You can always sell a few egg-producing hens for ten bucks each but what can you buy with a $1,900 ounce of gold in a depression?  No one can make change and WTF would someone who is worried about food want with gold? 

I keep telling you that you can't use gold in an economic meltdown.  Even hinting that you have gold is like telling people you are a Mormon and have a years' supply of food and water in your house.  When the shit hits you will never be able to sleep again or walk around without constantly looking behind you.  Even then, someone will get you when you let your guard down for one second. Then the albatross is on their neck.  But if you had spent that $19,000 to start a microbrewery, everyone would be your friend and you could barter a bucket of beer for anything you need -  no one tries to steal a brewery. 

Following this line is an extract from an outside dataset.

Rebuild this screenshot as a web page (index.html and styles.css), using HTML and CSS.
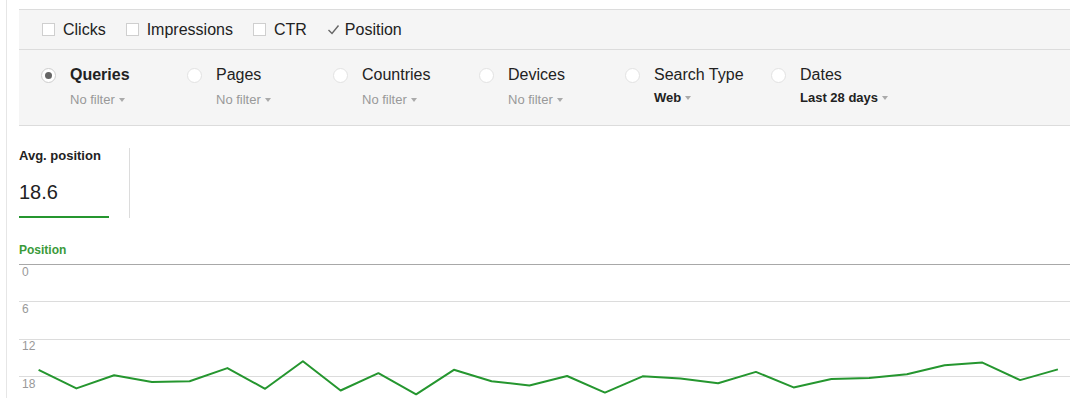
FILE: index.html
```html
<!DOCTYPE html>
<html lang="en">
<head>
  <meta charset="UTF-8">
  <title>Search Analytics</title>
  <link rel="stylesheet" href="styles.css">
</head>
<body>
  <div class="page">
    <div class="filters">
      <!-- metric checkboxes -->
      <div class="metrics">
        <label class="metric"><span class="box"></span>Clicks</label>
        <label class="metric"><span class="box"></span>Impressions</label>
        <label class="metric"><span class="box"></span>CTR</label>
        <label class="metric checked">
          <svg class="tick" width="13" height="13" viewBox="0 0 13 13"><path d="M1.5 7 L5 10.5 L11.5 2.5" fill="none" stroke="#666" stroke-width="1.4"/></svg>Position
        </label>
      </div>

      <!-- group by -->
      <div class="groups">
        <div class="group">
          <span class="radio on"></span>
          <div>
            <div class="name bold">Queries</div>
            <div class="sub">No filter <span class="caret"></span></div>
          </div>
        </div>
        <div class="group">
          <span class="radio"></span>
          <div>
            <div class="name">Pages</div>
            <div class="sub">No filter <span class="caret"></span></div>
          </div>
        </div>
        <div class="group">
          <span class="radio"></span>
          <div>
            <div class="name">Countries</div>
            <div class="sub">No filter <span class="caret"></span></div>
          </div>
        </div>
        <div class="group">
          <span class="radio"></span>
          <div>
            <div class="name">Devices</div>
            <div class="sub">No filter <span class="caret"></span></div>
          </div>
        </div>
        <div class="group">
          <span class="radio"></span>
          <div>
            <div class="name">Search Type</div>
            <div class="sub set">Web <span class="caret"></span></div>
          </div>
        </div>
        <div class="group">
          <span class="radio"></span>
          <div>
            <div class="name">Dates</div>
            <div class="sub set">Last 28 days <span class="caret"></span></div>
          </div>
        </div>
      </div>
    </div>

    <div class="totals">
      <div class="total">
        <div class="total-label">Avg. position</div>
        <div class="total-value">18.6</div>
      </div>
    </div>

    <div class="chart-title">Position</div>
    <svg class="chart" width="1051" height="134" viewBox="0 0 1051 134">
      <line x1="0" y1="0.5" x2="1051" y2="0.5" stroke="#a8a8a8"/>
      <line x1="0" y1="37.5" x2="1051" y2="37.5" stroke="#dcdcdc"/>
      <line x1="0" y1="75.5" x2="1051" y2="75.5" stroke="#dcdcdc"/>
      <line x1="0" y1="112.5" x2="1051" y2="112.5" stroke="#dcdcdc"/>
      <text x="3" y="12" class="axis">0</text>
      <text x="3" y="49" class="axis">6</text>
      <text x="3" y="86" class="axis">12</text>
      <text x="3" y="124" class="axis">18</text>
      <polyline fill="none" stroke="#25962f" stroke-width="2" stroke-linejoin="round"
        points="19.6,105.8 57.4,124.4 95.1,111.3 132.9,117.9 170.6,117.2 208.4,104.1 246.1,124.8 283.9,97.2 321.6,126.5 359.4,109.2 397.1,130.3 434.9,105.8 472.6,117.2 510.4,121.5 548.1,112 585.9,128.6 623.6,112.3 661.4,114.4 699.1,119.2 736.9,107.9 774.6,123.4 812.4,115.1 850.1,114.1 887.9,110.3 925.6,101.3 963.4,98.6 1001.1,116.1 1038.9,105.4"/>
    </svg>
  </div>
</body>
</html>
```

FILE: styles.css
```css
body {
  margin: 0;
  font-family: "Liberation Sans", Arial, sans-serif;
  color: #222;
  background: #fff;
  height: 398px;
  overflow: hidden;
}
.page {
  margin-left: 6px;
  margin-right: 2px;
  padding-left: 12px;
  padding-top: 9px;
  border-left: 1px solid #e6e6e6;
  min-height: 398px;
  box-sizing: border-box;
}
.filters {
  background: #f5f5f5;
  border-top: 1px solid #dcdcdc;
  border-bottom: 1px solid #dcdcdc;
}
.metrics {
  display: flex;
  align-items: center;
  height: 39px;
  padding-left: 23px;
  gap: 20px;
  border-bottom: 1px solid #dcdcdc;
  font-size: 16px;
}
.metric {
  display: flex;
  align-items: center;
  gap: 8px;
}
.metric .box {
  width: 11px;
  height: 11px;
  background: #fff;
  border: 1px solid #cfcfcf;
}
.metric.checked {
  gap: 5px;
}
.tick {
  display: block;
}
.groups {
  display: flex;
  height: 75px;
  padding-left: 22px;
  box-sizing: border-box;
  padding-top: 15px;
}
.group {
  display: flex;
  width: 146px;
  gap: 14px;
}
.radio {
  width: 13px;
  height: 13px;
  border-radius: 50%;
  background: #fff;
  border: 1px solid #e2e2e2;
  margin-top: 3px;
  flex: none;
  position: relative;
}
.radio.on {
  border-color: #cdcdcd;
}
.radio.on::after {
  content: "";
  position: absolute;
  left: 3px;
  top: 3px;
  width: 7px;
  height: 7px;
  border-radius: 50%;
  background: #666;
}
.name {
  font-size: 16px;
  line-height: 20px;
}
.bold {
  font-weight: bold;
}
.sub {
  font-size: 13px;
  color: #999;
  margin-top: 7px;
  display: flex;
  align-items: center;
  gap: 4px;
}
.sub.set {
  color: #222;
  font-weight: bold;
  margin-top: 5px;
}
.caret {
  width: 0;
  height: 0;
  border-left: 3.5px solid transparent;
  border-right: 3.5px solid transparent;
  border-top: 4px solid #aaa;
  margin-top: 1px;
}
.totals {
  display: flex;
  padding-top: 22px;
}
.total {
  width: 90px;
  padding-right: 20px;
  border-right: 1px solid #dcdcdc;
  height: 70px;
}
.total-label {
  font-size: 13px;
  font-weight: bold;
  line-height: 16px;
}
.total-value {
  font-size: 20px;
  line-height: 24px;
  margin-top: 16px;
  padding-bottom: 12px;
  border-bottom: 2px solid #25962f;
}
.chart-title {
  font-size: 12px;
  font-weight: bold;
  color: #3a9a3a;
  margin-top: 25px;
  line-height: 14px;
}
.chart {
  display: block;
  margin-top: 7px;
}
.axis {
  font-size: 12px;
  fill: #999;
  font-family: "Liberation Sans", Arial, sans-serif;
}
```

There is not enough gold and silver and copper and pearls in the sea to back the dollar anymore, so that's not happening.  It's a dream.  It isn't real.  Trade can't happen unless everyone has access to the same medium of trade, even if it's paper. Sure, fiat currency doesn't have any intrinsic value, but neither does gold.  It's just a place-keeper.  We can use anything as long as everyone has some of it.  Bottle caps, Confederate money, US dollars, it doesn't matter - but everyone has to have it and agree to use it.

The cognitive dissonance is believing that things WILL get bad enough to make gold worth $1,900 an ounce, in which case the 99% of people who don't have gold can't make change and don't want it anyway, or things WON't get bad enough to make gold worth $1,900 an ounce, in which case you are wasting your money because it is in a huge bubble which will burst.

Suppose everything actually does tank and the Internet goes away.  Five days later, what is your gold worth?  $3,000 an ounce, or $300?  And so what? How ya gonna sell it?  But a dollar is still a dollar.  What it will buy depends on supply and demand in a barter economy, but it's a standard that everyone understands and will keep using. Your gold bar is a paperweight at that point.

PM is going to tank.  No small investor manufactures anything at all, much less anything that needs silver or gold. Most people don't HAVE silver or gold.  It ain't practical unless you got into gold at $40 and silver at $8. Then you might have a cushion - but in order for that cushion to work you need to sell at the top of the market and no one will. People who own PM will always hold it until they HAVE to sell it to buy food and then the food purveyor sets the value.

Guaranteed, you bring a shiny silver dollar to me to barter and it's worth a dollar.  It's only worth ~$43 to people who are in love with the word 'silver' - and your uncirculated $20 St. Gaudens double eagle?  It's worth $20.  The entire purpose for issuing money is to create a standard - and that standard is Face Value. 

Remember, Grasshopper: PM has no intrinsic value.

 

This is from my friend who shall remain nameless - and faceless.  Hell, I have never even met the bugga. He's prolly an asshole. :-O

This morning I wrote this to a blog that was debating why the price of gold was rising and if it's a bubble ready to explode.  
 
Americans (most) have a cultural bias against gold. I believe this is due to their isolation geographically - isolation due to a short historical time frame - and the isolation from the rest of the real world because of American Exceptualism - Americans have psychologically rendered gold as a post modern barbaric relic. A glittery curiosity that is reserved for baubles for Mr. T and Rap crouch grabbing clowns.

  The rising price of gold certainly hasn't been from the increase demand from American investors, excluding GLD because it really doesn't count, which will become obvious in the future. In my personal sphere of experience, I have failed to influence anyone (gawd knows how I have tried) I know to seek security in owning physical PMs. Possibly it says more about what my friends and family think of me, but the fact remains, I see no one seeking refuge in PMs from an imploding fiat system.

  Most are psychologically invested in salvaging the status quo in some way - anyway. There is a collective cognitive dissonance in imagining a post US dollar reserve currency status amongst Americans. There is an American cult that believes the Federal Reserve note is the sole reality of what constitutes money. Americans have this mental imprint because everyone has invested in the system and has some serious skin to loose if it fails. This mindset will empower the culprits running the system and enable the continuing fraud in the banking industry, collaboration by government regulators, and if necessary, martial law. 

  The price of gold is rising because of the international insecurity based on the fact that too much debt creation has been created, which has allowed an imbalanced trade/currency regime to expand into a precarious bubble. All Central Banks around the world are increasing their reserves of gold while depreciating their currencies. This present fiat bubble system is floating dangerously close to some razor sharp realities that are brought to our attentions in the news on a daily basis.

  The future is what you invest in today.